-- Task directions --
The lines from the top of the material below through the line containing "import React from" are to be printed exactly, with pictures omitted.

★ ★ ★ ★ ★ ★ ★

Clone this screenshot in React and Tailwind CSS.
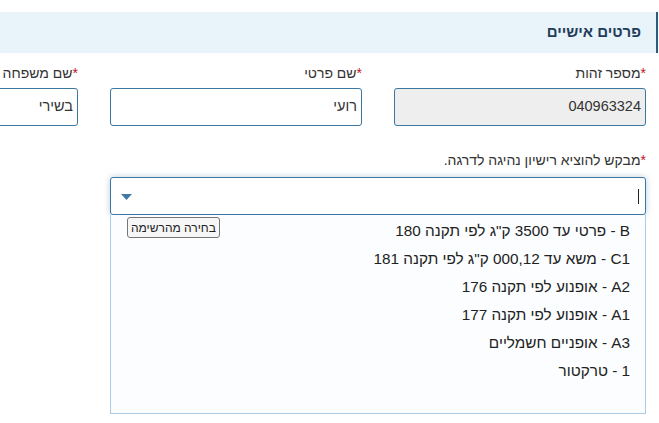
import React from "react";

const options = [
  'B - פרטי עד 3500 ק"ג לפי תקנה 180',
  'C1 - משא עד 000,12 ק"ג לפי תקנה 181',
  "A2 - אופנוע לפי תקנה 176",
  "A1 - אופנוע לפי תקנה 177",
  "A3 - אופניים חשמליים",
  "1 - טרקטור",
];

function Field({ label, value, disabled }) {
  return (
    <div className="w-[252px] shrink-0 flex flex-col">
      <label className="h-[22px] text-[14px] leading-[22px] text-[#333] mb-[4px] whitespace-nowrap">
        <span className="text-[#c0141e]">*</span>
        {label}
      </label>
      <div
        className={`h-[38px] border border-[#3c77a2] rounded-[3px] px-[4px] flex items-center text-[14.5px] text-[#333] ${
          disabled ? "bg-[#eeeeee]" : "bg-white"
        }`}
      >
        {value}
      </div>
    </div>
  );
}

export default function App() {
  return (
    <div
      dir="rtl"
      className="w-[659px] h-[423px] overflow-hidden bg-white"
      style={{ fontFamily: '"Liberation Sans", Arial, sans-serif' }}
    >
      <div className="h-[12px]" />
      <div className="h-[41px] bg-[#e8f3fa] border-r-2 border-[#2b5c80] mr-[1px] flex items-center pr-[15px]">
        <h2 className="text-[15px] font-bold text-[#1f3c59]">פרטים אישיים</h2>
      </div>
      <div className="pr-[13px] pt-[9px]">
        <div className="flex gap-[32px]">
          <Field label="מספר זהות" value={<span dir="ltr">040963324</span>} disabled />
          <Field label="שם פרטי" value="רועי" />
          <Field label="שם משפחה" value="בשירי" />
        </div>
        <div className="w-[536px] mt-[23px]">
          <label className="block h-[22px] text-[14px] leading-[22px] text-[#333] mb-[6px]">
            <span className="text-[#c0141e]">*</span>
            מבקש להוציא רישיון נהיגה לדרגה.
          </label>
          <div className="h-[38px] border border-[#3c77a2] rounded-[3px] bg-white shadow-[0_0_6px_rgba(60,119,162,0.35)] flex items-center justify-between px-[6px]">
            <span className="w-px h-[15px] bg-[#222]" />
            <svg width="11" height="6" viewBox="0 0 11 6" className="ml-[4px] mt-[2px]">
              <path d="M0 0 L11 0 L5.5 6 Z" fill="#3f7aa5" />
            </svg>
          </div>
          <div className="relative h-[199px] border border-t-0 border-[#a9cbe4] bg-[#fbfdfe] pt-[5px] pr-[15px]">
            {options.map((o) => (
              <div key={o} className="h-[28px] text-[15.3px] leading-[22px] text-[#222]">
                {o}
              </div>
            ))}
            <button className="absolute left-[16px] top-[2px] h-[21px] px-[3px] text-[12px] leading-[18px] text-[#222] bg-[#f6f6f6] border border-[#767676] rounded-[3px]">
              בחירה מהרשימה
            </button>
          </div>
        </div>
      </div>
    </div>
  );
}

★ ★ ★ ★ ★ ★ ★

-- Exercise output --
Clone this screenshot in React and Tailwind CSS.
import React from "react";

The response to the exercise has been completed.